なぜ現場からRPA案件は集まらないのか?

RPAツールを社内展開するときに、各部署から「自動化できる業務」を出してもらうという手法を使うことが多いですが、「ほとんど提案がもらえない」のではないでしょうか?僕も顧客企業内で説明会を実施してもらったことがありますが、2件程度しか集まりませんでした。

なぜ業務自動化案件は集まらないのでしょうか?現場からは、必ず「何が自動化できるかわからない」という答えがありますが、これは丁寧にRPAについて説明しても、事例・実例を見せても、やっぱり「わからない」のです。根本的な仕組みから考えてみましょう。

動画にしたのでどうぞ!文章で読みたい方は下にスクロールしてください。

まず会社を創業する時は売りたい商品があり、ビジネスモデルを考えます。その後、ビジネスプロセスができあがってきて、部署が必要となり、部署内に「業務」が発生してきます。業務が固まってきたら業務システムを導入したりして自動化が進みます。

業務を行う人は、業務を行うために雇われますから、その業務を行うのが仕事です。非効率的であろうと、面倒だろうと仕事なので働きます。そこに「自動化できる業務はありますよね」と言われても、思考のベクトルが違うわけです。

自動化は自分の仕事じゃないし、わからない、となっても不思議ではありません。

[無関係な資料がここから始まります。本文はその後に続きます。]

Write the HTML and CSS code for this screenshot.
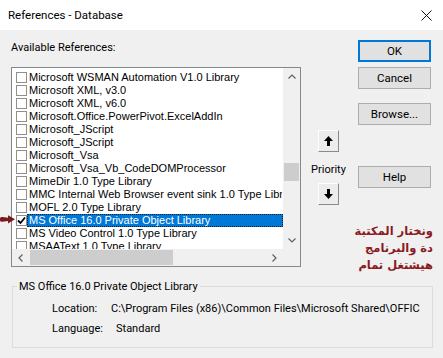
FILE: index.html
```html
<!DOCTYPE html>
<html lang="en">
<head>
    <meta charset="UTF-8">
    <meta name="viewport" content="width=device-width, initial-scale=1.0">
    <title>References - Database</title>
    <link rel="stylesheet" href="styles.css">
</head>
<body>
    <div class="titlebar">
        <span class="title">References - Database</span>
        <svg class="close" width="11" height="11" viewBox="0 0 11 11">
            <path d="M0.5 0.5 L10.5 10.5 M10.5 0.5 L0.5 10.5" stroke="#111" stroke-width="1" fill="none"/>
        </svg>
    </div>

    <div class="dialog">
        <div class="refs">
            <div class="caption">Available References:</div>
            <div class="listbox">
                <svg class="marker" width="15" height="9" viewBox="0 0 15 9">
                    <path d="M0 3.5 Q0 1.5 2.5 2 L8 2.8 L8 0.2 L15 4.3 L8 8.6 L8 6 L2.5 6.8 Q0 7.2 0 5.2 Z" fill="#7b1a1e"/>
                </svg>
                <div class="list-main">
                    <ul class="items">
                        <li class="item"><span class="check"></span><span class="name">Microsoft WSMAN Automation V1.0 Library</span></li>
                        <li class="item"><span class="check"></span><span class="name">Microsoft XML, v3.0</span></li>
                        <li class="item"><span class="check"></span><span class="name">Microsoft XML, v6.0</span></li>
                        <li class="item"><span class="check"></span><span class="name">Microsoft.Office.PowerPivot.ExcelAddIn</span></li>
                        <li class="item"><span class="check"></span><span class="name">Microsoft_JScript</span></li>
                        <li class="item"><span class="check"></span><span class="name">Microsoft_JScript</span></li>
                        <li class="item"><span class="check"></span><span class="name">Microsoft_Vsa</span></li>
                        <li class="item"><span class="check"></span><span class="name">Microsoft_Vsa_Vb_CodeDOMProcessor</span></li>
                        <li class="item"><span class="check"></span><span class="name">MimeDir 1.0 Type Library</span></li>
                        <li class="item"><span class="check"></span><span class="name">MMC Internal Web Browser event sink 1.0 Type Library</span></li>
                        <li class="item"><span class="check"></span><span class="name">MOFL 2.0 Type Library</span></li>
                        <li class="item selected">
                            <span class="check">
                                <svg width="9" height="9" viewBox="0 0 9 9"><path d="M1 4.5 L3.5 7 L8 1.5" stroke="#000" stroke-width="1.8" fill="none"/></svg>
                            </span>
                            <span class="name">MS Office 16.0 Private Object Library</span>
                        </li>
                        <li class="item"><span class="check"></span><span class="name">MS Video Control 1.0 Type Library</span></li>
                        <li class="item"><span class="check"></span><span class="name">MSAAText 1.0 Type Library</span></li>
                    </ul>
                    <div class="vscroll">
                        <div class="sb-btn">
                            <svg width="8" height="5" viewBox="0 0 8 5"><path d="M0.5 4.5 L4 1 L7.5 4.5" stroke="#606060" stroke-width="1.2" fill="none"/></svg>
                        </div>
                        <div class="vtrack"><div class="vthumb"></div></div>
                        <div class="sb-btn">
                            <svg width="8" height="5" viewBox="0 0 8 5"><path d="M0.5 0.5 L4 4 L7.5 0.5" stroke="#606060" stroke-width="1.2" fill="none"/></svg>
                        </div>
                    </div>
                </div>
                <div class="hrow">
                    <div class="hscroll">
                        <div class="sb-btn">
                            <svg width="5" height="8" viewBox="0 0 5 8"><path d="M4.5 0.5 L1 4 L4.5 7.5" stroke="#606060" stroke-width="1.2" fill="none"/></svg>
                        </div>
                        <div class="hthumb"></div>
                        <div class="sb-btn sb-end">
                            <svg width="5" height="8" viewBox="0 0 5 8"><path d="M0.5 0.5 L4 4 L0.5 7.5" stroke="#606060" stroke-width="1.2" fill="none"/></svg>
                        </div>
                    </div>
                    <div class="corner"></div>
                </div>
            </div>
        </div>

        <div class="priority">
            <button class="arrow-btn" type="button">
                <svg width="9" height="10" viewBox="0 0 9 10"><path d="M4.5 0 L9 5 L6 5 L6 10 L3 10 L3 5 L0 5 Z" fill="#000"/></svg>
            </button>
            <span class="priority-label">Priority</span>
            <button class="arrow-btn down" type="button">
                <svg width="9" height="10" viewBox="0 0 9 10"><path d="M4.5 10 L9 5 L6 5 L6 0 L3 0 L3 5 L0 5 Z" fill="#000"/></svg>
            </button>
        </div>

        <div class="actions">
            <button class="btn default" type="button">OK</button>
            <button class="btn cancel" type="button">Cancel</button>
            <button class="btn browse" type="button">Browse...</button>
            <button class="btn help" type="button">Help</button>
            <p class="note" dir="rtl" lang="ar">ونختار المكتبة<br>دة والبرنامج<br>هيشتغل تمام</p>
        </div>
    </div>

    <fieldset class="details">
        <legend>MS Office 16.0 Private Object Library</legend>
        <div class="detail-row">
            <span class="loc-label">Location:</span>
            <span>C:\Program Files (x86)\Common Files\Microsoft Shared\OFFIC</span>
        </div>
        <div class="detail-row">
            <span class="lang-label">Language:</span>
            <span>Standard</span>
        </div>
    </fieldset>
</body>
</html>
```

FILE: styles.css
```css
body {
    margin: 0;
    width: 443px;
    height: 358px;
    overflow: hidden;
    background-color: #f0f0f0;
    font-family: "Segoe UI", Roboto, sans-serif;
    font-size: 11px;
    color: #000;
}
.titlebar {
    height: 30px;
    background-color: #fff;
    display: flex;
    align-items: center;
    justify-content: space-between;
    padding: 0 11px 0 8px;
    font-size: 11.5px;
}
.close {
    display: block;
}
.dialog {
    display: flex;
    height: 237px;
    padding-left: 11px;
}
.refs {
    width: 290px;
}
.caption {
    margin-top: 10px;
    line-height: 15px;
}
.listbox {
    position: relative;
    margin-top: 12px;
    width: 288px;
    border: 1px solid #828790;
    background-color: #fff;
}
.marker {
    position: absolute;
    left: -12px;
    top: 147px;
}
.list-main {
    display: flex;
    height: 181px;
}
.items {
    list-style: none;
    margin: 0;
    padding: 3px 0 0;
    width: 271px;
    overflow: hidden;
    font-family: "Liberation Sans", Arial, sans-serif;
    font-size: 11px;
}
.item {
    display: flex;
    align-items: center;
    height: 13px;
}
.check {
    flex: none;
    width: 9px;
    height: 9px;
    margin-left: 4px;
    border: 1px solid #8f8f8f;
    background-color: #fff;
    display: flex;
    align-items: center;
    justify-content: center;
}
.name {
    flex: 1;
    min-width: 0;
    height: 13px;
    box-sizing: border-box;
    padding: 0 2px 0 1px;
    border: 1px dotted transparent;
    line-height: 11px;
    white-space: nowrap;
    overflow: hidden;
}
.selected .name {
    background-color: #0078d7;
    color: #fff;
    border-color: #1a1a1a;
}
.vscroll {
    width: 17px;
    background-color: #f0f0f0;
    display: flex;
    flex-direction: column;
}
.sb-btn {
    flex: none;
    width: 17px;
    height: 17px;
    display: flex;
    align-items: center;
    justify-content: center;
}
.vtrack {
    flex: 1;
}
.vthumb {
    margin: 78px 1px 0;
    height: 18px;
    background-color: #cdcdcd;
}
.hrow {
    display: flex;
    height: 17px;
}
.hscroll {
    width: 271px;
    display: flex;
    background-color: #f0f0f0;
}
.hthumb {
    width: 143px;
    height: 15px;
    margin: 1px 0 0 1px;
    background-color: #cdcdcd;
}
.sb-end {
    margin-left: auto;
}
.corner {
    width: 17px;
    background-color: #f0f0f0;
}
.priority {
    width: 55px;
    padding-right: 2px;
    display: flex;
    flex-direction: column;
    align-items: center;
    padding-top: 100px;
}
.arrow-btn {
    width: 21px;
    height: 22px;
    padding: 0;
    background-color: #ececec;
    border: 1px solid;
    border-color: #fdfdfd #8a8a8a #8a8a8a #fdfdfd;
    display: flex;
    align-items: center;
    justify-content: center;
}
.priority-label {
    margin-top: 10px;
    line-height: 15px;
}
.arrow-btn.down {
    margin-top: 6px;
}
.actions {
    width: 73px;
}
.btn {
    display: block;
    width: 73px;
    height: 22px;
    padding: 0;
    border: 1px solid #adadad;
    background-color: #e1e1e1;
    font-family: inherit;
    font-size: 11.5px;
    color: #000;
}
.btn.default {
    margin-top: 10px;
    border-color: #0078d7;
    box-shadow: inset 0 0 0 1px #0078d7;
}
.btn.cancel {
    margin-top: 5px;
}
.btn.browse {
    margin-top: 14px;
}
.btn.help {
    margin-top: 41px;
}
.note {
    margin: 35px -2px 0 0;
    font-family: "DejaVu Sans", sans-serif;
    font-weight: bold;
    font-size: 11.5px;
    line-height: 17px;
    color: #8b1a1f;
    text-align: right;
    white-space: nowrap;
}
.details {
    margin: 12px 10px 0 12px;
    padding: 5px 0 8px 4px;
    min-width: 0;
    border: 1px solid #dcdcdc;
}
.details legend {
    padding: 0 2px;
    line-height: 15px;
}
.detail-row {
    display: flex;
    margin-left: 35px;
    line-height: 20px;
    white-space: nowrap;
}
.loc-label {
    width: 59px;
}
.lang-label {
    width: 64px;
}
```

そもそも業務を行うために雇われているのに、その業務を「自動化してなくす」ということに積極的なわけがありません。

ビジネスモデル→ビジネスプロセス→業務という階層で考えたら、ビジネスモデルが変れば業務は大きく変わるわけで、業務の一部を部分自動化することは効果が少ないし、下手したら柔軟なビジネスモデルの変更を阻害する悪手となる可能性もあります。

では、経営層が「自動化できる業務」を考えるべきでしょうか?それなら部分最適化に寄らず、全体最適化の自動化が考えられるでしょう。しかし、経営層はそういう仕事ではありません。もっと何年も先を読んでビジネスの布石を打ったりしないといけませんね。

RPA担当者はどういう視点で考えて手を打っていくべきでしょうか?現場からの吸い上げも経営層もダメなら。僕は1つの考え方として、「データ基盤」に着目するとよいと思います。

ビジネスモデル→ビジネスプロセス→業務ときて、最終的にデータベースに結果が入ります。ビジネスが変わると業務は変化しますが、一番下のデータベースはほとんど変わりません。これは「基幹システム」と言い換えてもいいです。そうすると必ずギャップが生じてきているはずです。

ギャップの種類として、
・業務の変化に基幹システムが対応できていない
・基幹システムがそもそも対応しないからExcel等でやっている
・基幹システムが複数あって同期が必要
などがあるはずです。
それを手作業で行っているなら、そこに着目して自動化すればいいではないでしょうか。
【参照】RPAによる自動化の類型

「なぜ自動化か」と言えば柔軟性があるからです。システム化してしまえば、今後の変化に対応するのが遅くなるし、費用もかかります。最初から変化があることを前提としてRPAで開発すればギャップに安価で早く対応できる可能性が高くなるわけです。

この視点で自動化に取り組めば、現場は業務を無くされるわけではなく楽になります。各部門にヒアリングしてまわらなくても、システムのことをよく理解している情報システム部門を中心に案件をリストアップすることができます。もちろん現場の理解も必要ですが。

もともとのギャップの発生原因を考えると、業務は商品を売って利益を上げる活動のために付属して生まれますが、システムはデータベースと業務がリンクして生まれます。市場を上、データベースを下とすると、上から生まれるか下から生まれるかの差があり、時間とともにギャップが生じます。

特に業務の部分でギャップが生まれやすいので、ギャップのつなぎ部分をRPAをはじめとする自動化で埋める、というコンセプトであれば、誰も損しないのではないでしょうか。もちろん会社によっては各部から次々自動化案件が出る場合もあるでしょうけど、そうじゃないというときはご一考ください。